### Exercise directions:
Only a number is wanted here: the number of lines of the data that include "React".
--- Information provided ---
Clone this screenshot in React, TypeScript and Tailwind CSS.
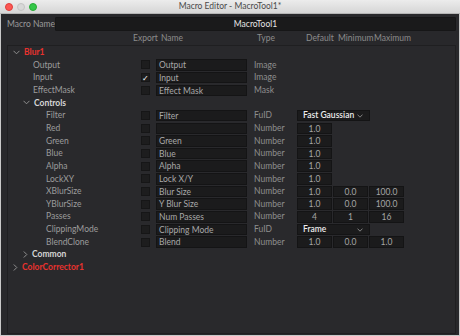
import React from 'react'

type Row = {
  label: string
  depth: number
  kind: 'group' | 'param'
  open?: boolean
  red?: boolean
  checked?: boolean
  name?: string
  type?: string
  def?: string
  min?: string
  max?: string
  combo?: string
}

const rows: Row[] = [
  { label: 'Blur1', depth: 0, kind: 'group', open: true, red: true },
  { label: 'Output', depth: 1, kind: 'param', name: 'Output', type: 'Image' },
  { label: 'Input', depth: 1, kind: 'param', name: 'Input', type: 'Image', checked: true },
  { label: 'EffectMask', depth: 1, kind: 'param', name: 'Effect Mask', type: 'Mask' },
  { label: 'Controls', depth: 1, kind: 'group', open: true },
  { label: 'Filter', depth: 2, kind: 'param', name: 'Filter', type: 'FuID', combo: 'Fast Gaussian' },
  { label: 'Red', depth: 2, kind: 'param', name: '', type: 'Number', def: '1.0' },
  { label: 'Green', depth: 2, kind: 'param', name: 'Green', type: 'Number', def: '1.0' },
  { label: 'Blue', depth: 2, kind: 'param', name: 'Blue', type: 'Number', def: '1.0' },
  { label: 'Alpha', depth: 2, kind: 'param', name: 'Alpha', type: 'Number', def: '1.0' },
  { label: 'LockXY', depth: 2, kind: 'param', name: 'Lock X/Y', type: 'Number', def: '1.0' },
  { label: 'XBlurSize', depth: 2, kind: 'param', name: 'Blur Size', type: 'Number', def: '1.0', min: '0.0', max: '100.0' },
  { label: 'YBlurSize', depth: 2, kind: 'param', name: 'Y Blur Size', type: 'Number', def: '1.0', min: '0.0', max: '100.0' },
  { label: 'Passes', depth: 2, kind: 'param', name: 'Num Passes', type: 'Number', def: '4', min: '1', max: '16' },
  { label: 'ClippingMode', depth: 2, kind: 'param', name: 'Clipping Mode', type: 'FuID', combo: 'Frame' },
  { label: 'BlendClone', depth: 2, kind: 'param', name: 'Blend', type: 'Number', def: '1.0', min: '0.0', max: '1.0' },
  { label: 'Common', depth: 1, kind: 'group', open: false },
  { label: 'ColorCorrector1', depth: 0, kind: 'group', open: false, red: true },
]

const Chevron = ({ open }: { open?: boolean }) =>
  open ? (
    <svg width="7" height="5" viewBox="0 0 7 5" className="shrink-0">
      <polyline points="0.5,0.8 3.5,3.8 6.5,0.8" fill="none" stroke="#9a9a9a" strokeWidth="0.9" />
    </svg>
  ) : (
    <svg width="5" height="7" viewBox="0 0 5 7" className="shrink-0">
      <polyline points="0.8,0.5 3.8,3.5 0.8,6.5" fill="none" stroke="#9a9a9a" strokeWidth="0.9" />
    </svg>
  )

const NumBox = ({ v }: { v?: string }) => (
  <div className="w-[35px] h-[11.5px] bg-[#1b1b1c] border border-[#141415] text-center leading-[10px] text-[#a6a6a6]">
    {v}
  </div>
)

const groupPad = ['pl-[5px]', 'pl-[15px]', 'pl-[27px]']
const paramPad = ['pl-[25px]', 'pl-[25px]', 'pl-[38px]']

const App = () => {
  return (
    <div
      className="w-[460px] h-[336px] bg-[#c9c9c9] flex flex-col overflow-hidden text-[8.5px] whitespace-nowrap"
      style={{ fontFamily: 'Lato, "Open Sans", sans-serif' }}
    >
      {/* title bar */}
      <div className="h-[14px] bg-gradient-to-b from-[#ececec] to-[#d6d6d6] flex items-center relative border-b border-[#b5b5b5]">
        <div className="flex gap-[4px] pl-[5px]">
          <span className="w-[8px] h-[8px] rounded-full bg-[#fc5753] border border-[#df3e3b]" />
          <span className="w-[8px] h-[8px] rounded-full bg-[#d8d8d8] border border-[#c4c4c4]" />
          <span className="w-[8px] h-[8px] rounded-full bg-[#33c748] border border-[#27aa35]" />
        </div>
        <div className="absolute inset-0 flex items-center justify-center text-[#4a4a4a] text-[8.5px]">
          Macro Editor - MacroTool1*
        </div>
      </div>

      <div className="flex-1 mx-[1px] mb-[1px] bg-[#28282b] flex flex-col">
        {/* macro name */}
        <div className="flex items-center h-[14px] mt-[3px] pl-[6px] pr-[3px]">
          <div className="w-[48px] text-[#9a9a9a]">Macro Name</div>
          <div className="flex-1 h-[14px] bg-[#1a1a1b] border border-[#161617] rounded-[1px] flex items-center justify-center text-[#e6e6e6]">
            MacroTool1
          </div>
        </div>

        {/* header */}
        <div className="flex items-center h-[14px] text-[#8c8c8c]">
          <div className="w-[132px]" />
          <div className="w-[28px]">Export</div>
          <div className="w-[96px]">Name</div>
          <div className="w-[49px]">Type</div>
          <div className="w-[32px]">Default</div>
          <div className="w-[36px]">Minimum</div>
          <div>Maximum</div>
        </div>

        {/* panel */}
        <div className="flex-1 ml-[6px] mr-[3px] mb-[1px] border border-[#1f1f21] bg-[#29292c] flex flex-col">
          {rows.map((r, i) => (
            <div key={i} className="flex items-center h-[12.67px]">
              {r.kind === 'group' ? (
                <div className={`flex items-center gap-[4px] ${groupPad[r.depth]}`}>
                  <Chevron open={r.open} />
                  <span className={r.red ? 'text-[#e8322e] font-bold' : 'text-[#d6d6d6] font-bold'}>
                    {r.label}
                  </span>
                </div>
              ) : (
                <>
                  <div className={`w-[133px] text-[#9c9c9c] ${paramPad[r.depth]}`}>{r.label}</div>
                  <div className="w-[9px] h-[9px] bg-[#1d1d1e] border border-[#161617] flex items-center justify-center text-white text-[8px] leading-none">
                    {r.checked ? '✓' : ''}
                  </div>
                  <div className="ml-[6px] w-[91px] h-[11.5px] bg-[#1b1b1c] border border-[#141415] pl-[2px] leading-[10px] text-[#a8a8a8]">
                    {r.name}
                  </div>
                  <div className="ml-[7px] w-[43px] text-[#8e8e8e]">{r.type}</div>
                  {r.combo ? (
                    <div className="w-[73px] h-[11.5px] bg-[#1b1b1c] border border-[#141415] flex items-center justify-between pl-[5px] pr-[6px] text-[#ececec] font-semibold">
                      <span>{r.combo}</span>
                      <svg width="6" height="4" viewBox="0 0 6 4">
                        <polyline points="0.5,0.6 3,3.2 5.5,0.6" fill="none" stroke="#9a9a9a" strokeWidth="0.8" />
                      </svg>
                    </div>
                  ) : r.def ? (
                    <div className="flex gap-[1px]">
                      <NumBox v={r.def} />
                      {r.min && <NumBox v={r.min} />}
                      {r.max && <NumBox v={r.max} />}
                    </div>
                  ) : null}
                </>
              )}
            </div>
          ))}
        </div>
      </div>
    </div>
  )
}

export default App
---
### Answer for this exercise:
2